[PROBLEM TO WORK ON]
Lines containing "index" are to be counted. Give the number and nothing more.

[INPUT RECORDS]
☆ ☆ ☆ ☆

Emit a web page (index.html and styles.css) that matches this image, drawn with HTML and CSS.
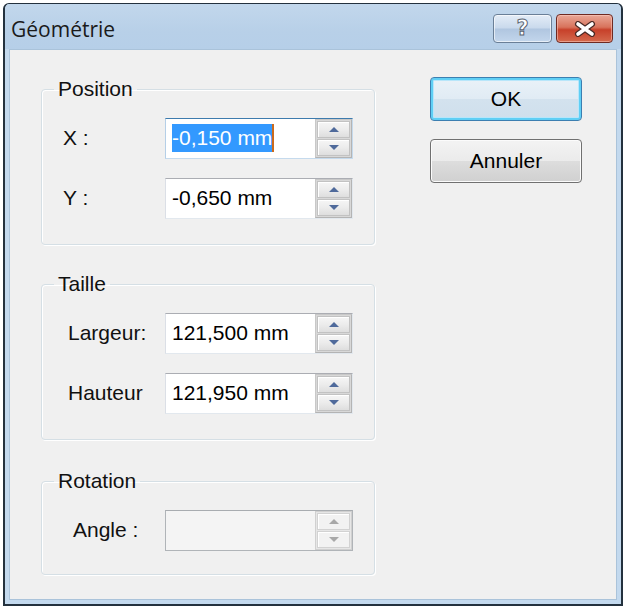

☆ ☆ ☆ ☆

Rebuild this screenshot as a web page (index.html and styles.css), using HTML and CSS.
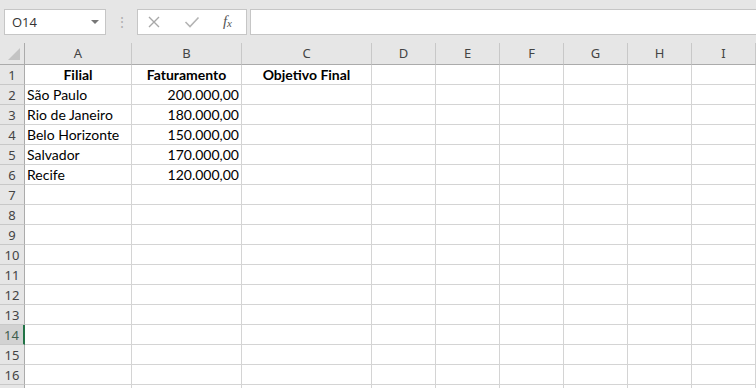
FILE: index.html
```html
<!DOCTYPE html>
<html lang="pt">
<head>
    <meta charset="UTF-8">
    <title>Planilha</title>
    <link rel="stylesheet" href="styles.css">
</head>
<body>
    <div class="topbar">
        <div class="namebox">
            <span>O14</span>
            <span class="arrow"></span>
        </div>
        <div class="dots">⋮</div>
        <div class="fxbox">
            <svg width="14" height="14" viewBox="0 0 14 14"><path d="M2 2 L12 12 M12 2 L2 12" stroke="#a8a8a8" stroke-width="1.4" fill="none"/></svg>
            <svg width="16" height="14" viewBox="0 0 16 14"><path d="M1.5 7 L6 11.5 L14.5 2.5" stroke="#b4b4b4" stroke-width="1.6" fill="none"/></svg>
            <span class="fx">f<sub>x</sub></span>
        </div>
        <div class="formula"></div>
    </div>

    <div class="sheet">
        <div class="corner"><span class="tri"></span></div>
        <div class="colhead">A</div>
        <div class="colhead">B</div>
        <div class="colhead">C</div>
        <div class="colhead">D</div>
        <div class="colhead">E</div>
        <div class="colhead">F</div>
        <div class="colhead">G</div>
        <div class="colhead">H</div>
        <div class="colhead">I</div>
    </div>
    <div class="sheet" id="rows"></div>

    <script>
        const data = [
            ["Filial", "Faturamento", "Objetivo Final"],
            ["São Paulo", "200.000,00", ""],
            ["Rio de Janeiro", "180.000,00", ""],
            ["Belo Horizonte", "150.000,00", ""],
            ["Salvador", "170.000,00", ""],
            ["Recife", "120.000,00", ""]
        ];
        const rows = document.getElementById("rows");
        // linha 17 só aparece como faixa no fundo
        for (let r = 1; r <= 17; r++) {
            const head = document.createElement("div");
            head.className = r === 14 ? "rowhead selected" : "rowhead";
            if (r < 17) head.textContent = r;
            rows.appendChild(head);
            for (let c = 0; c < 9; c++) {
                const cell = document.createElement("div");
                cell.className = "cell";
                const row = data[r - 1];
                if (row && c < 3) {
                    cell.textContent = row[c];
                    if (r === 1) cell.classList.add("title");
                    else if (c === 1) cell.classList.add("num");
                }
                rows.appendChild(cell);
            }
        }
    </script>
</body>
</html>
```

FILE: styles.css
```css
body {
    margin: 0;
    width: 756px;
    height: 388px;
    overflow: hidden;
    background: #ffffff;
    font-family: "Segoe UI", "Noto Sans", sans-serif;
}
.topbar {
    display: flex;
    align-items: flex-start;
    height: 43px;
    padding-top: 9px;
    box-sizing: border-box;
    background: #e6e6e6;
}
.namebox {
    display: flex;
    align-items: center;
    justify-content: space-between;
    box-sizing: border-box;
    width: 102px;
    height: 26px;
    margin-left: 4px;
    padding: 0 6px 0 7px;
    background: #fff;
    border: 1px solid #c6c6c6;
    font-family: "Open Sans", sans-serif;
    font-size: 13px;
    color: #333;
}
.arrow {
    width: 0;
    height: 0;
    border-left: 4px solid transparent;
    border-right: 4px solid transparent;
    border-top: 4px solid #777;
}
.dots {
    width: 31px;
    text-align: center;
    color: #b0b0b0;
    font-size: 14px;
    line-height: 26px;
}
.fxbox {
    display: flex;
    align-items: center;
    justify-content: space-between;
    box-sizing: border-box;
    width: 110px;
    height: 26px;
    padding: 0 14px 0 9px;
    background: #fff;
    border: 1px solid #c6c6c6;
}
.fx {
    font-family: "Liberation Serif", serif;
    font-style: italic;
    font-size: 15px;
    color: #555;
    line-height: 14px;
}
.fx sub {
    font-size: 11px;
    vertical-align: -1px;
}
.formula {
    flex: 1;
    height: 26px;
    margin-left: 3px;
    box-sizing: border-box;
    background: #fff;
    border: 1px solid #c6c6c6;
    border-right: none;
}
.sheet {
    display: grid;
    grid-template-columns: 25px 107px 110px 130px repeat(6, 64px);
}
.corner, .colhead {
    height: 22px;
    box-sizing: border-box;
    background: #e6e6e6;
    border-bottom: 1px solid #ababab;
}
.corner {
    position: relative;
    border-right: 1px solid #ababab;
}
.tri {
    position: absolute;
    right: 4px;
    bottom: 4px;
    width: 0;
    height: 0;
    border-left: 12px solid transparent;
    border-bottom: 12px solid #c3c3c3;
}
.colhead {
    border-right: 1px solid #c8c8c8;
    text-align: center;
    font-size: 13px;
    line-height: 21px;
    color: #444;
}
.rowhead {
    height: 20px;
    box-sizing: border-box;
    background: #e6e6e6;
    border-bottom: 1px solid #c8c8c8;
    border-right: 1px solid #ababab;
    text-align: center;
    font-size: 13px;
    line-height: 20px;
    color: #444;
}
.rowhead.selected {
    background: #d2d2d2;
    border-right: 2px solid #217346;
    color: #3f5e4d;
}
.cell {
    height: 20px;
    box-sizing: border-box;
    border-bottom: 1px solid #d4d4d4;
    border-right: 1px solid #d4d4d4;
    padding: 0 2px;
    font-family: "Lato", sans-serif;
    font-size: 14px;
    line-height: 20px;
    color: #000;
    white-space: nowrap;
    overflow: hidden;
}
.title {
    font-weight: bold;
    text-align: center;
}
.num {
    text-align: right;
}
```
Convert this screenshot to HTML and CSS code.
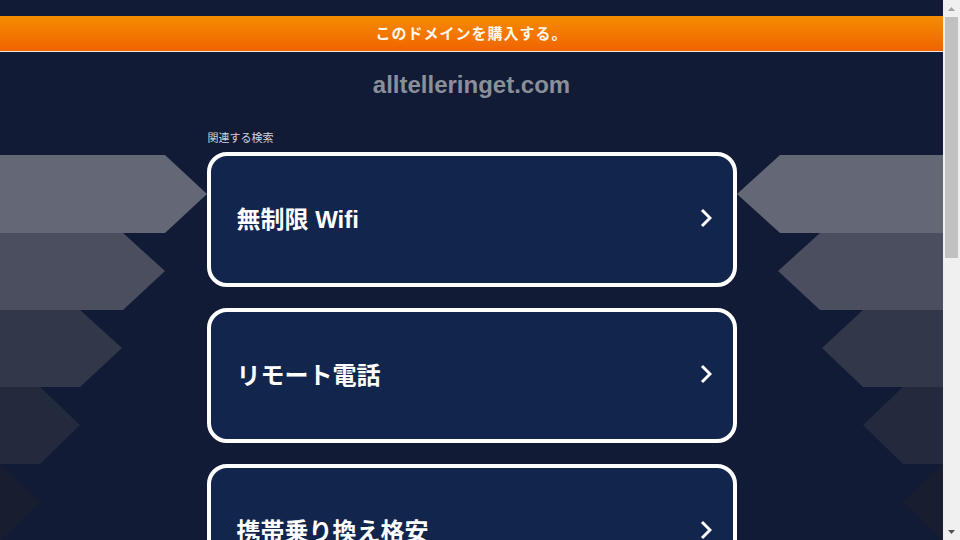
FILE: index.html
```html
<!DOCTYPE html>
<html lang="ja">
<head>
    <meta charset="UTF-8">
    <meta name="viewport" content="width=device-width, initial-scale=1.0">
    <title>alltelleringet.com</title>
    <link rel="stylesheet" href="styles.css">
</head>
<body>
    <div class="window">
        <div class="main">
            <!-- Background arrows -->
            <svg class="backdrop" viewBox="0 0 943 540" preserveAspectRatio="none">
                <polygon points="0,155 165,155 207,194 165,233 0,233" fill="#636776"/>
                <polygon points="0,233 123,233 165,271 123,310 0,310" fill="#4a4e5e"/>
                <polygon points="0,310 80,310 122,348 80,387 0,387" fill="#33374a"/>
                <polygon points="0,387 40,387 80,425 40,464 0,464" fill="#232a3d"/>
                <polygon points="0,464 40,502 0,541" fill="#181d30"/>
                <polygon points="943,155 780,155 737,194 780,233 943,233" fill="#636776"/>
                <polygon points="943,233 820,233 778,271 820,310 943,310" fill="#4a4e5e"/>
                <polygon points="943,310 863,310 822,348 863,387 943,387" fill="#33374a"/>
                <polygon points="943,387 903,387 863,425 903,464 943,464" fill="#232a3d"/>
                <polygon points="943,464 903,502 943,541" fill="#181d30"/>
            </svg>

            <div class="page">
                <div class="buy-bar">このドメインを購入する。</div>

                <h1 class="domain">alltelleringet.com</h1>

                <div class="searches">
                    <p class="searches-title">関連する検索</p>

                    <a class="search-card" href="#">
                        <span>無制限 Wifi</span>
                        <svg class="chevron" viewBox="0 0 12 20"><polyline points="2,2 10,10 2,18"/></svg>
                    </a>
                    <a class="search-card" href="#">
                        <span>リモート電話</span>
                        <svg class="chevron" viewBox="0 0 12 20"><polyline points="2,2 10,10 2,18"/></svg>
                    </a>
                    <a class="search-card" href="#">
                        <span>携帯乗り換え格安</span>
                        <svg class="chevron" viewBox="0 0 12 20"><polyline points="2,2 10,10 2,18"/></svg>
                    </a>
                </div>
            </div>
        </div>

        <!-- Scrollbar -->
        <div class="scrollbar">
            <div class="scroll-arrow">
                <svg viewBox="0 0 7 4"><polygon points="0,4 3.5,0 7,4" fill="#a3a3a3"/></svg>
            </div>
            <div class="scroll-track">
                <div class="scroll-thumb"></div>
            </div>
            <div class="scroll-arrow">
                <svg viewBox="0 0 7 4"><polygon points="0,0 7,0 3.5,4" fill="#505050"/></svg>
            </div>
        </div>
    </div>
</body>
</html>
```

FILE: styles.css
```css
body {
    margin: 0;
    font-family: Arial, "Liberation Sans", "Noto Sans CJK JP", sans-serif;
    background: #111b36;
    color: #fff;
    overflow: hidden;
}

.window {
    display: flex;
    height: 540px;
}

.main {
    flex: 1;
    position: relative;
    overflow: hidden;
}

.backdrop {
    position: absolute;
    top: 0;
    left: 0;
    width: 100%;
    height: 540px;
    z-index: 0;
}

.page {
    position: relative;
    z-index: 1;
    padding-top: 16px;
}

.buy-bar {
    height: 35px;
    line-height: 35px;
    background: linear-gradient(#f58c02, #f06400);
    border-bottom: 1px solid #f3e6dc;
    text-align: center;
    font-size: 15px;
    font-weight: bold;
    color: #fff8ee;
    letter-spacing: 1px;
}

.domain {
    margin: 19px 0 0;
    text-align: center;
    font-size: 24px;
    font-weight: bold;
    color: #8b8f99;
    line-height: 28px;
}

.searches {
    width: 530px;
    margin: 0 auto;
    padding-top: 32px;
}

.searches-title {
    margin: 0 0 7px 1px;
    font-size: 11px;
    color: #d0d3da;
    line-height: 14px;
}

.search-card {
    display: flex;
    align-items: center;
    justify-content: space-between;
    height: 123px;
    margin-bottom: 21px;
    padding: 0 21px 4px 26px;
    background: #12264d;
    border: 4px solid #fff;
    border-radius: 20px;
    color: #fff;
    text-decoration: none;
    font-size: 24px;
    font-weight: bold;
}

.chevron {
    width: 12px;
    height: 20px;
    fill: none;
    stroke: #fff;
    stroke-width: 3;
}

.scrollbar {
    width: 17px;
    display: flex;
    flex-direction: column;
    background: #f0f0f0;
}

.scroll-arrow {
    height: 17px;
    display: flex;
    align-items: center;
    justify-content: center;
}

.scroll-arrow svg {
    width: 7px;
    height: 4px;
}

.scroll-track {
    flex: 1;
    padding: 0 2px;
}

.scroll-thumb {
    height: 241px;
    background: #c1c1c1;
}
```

☆ ☆ ☆ ☆

[EXERCISE RESPONSE]
6